- Aim:
Line by line, repeat the data below exactly, beginning at the first line and ending at the line with "const long = 'hhhhhhhhhhhhhhh';". Omit pictures.

* * *

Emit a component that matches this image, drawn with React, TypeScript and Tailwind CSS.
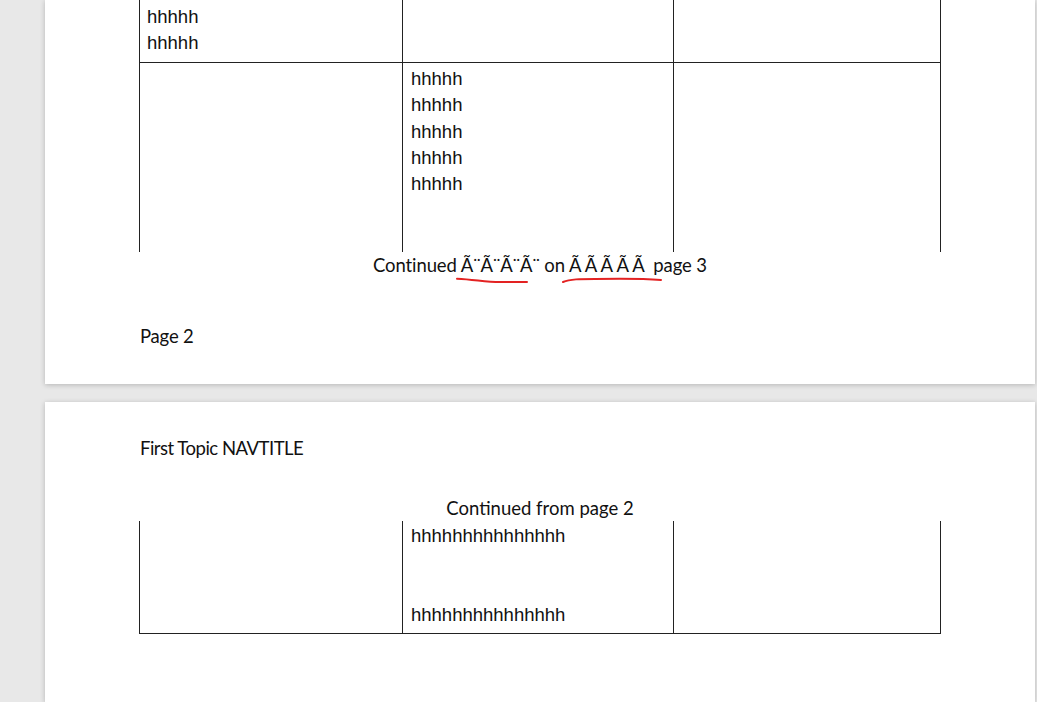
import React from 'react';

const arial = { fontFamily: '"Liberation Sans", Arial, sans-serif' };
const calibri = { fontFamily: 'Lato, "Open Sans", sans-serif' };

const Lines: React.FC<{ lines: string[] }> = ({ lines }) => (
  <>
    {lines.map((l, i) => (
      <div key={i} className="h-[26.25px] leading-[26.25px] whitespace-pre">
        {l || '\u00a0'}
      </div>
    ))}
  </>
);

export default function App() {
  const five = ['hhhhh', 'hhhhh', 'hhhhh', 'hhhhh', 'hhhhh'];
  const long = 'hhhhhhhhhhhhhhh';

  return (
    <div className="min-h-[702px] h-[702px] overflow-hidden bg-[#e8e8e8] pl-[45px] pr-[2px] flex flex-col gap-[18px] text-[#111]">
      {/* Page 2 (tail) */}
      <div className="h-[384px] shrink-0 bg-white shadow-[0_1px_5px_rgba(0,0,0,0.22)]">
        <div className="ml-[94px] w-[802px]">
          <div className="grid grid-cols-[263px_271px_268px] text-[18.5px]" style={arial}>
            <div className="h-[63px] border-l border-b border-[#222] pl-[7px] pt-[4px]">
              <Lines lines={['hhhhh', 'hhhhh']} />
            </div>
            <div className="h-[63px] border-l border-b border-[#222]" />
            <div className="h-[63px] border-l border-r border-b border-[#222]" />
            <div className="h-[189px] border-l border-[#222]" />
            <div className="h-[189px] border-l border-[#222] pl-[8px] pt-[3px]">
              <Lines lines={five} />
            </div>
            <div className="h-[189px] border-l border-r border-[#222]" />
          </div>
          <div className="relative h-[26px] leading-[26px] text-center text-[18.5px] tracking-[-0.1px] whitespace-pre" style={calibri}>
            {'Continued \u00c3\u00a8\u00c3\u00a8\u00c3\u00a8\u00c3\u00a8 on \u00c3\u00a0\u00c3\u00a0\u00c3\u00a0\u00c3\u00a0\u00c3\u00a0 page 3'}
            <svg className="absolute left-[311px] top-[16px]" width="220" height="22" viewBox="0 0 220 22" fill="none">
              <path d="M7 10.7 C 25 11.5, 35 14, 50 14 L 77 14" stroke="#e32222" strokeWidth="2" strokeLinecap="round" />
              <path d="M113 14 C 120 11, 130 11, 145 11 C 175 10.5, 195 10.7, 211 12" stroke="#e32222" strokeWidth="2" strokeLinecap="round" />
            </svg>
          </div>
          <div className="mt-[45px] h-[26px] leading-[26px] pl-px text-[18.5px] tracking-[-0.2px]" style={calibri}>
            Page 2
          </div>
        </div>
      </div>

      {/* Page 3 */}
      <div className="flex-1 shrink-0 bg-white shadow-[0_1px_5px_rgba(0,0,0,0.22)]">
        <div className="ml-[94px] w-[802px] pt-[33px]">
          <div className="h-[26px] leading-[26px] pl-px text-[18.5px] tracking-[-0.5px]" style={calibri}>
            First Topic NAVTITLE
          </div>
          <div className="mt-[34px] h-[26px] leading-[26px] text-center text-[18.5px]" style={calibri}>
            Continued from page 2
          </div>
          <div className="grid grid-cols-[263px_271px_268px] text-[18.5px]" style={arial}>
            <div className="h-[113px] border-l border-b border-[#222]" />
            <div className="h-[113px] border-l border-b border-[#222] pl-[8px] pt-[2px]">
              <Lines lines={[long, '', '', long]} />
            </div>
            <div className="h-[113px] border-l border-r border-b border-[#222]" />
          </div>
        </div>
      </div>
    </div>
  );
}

* * *

- Response to the task:
Emit a component that matches this image, drawn with React, TypeScript and Tailwind CSS.
import React from 'react';

const arial = { fontFamily: '"Liberation Sans", Arial, sans-serif' };
const calibri = { fontFamily: 'Lato, "Open Sans", sans-serif' };

const Lines: React.FC<{ lines: string[] }> = ({ lines }) => (
  <>
    {lines.map((l, i) => (
      <div key={i} className="h-[26.25px] leading-[26.25px] whitespace-pre">
        {l || '\u00a0'}
      </div>
    ))}
  </>
);

export default function App() {
  const five = ['hhhhh', 'hhhhh', 'hhhhh', 'hhhhh', 'hhhhh'];
  const long = 'hhhhhhhhhhhhhhh';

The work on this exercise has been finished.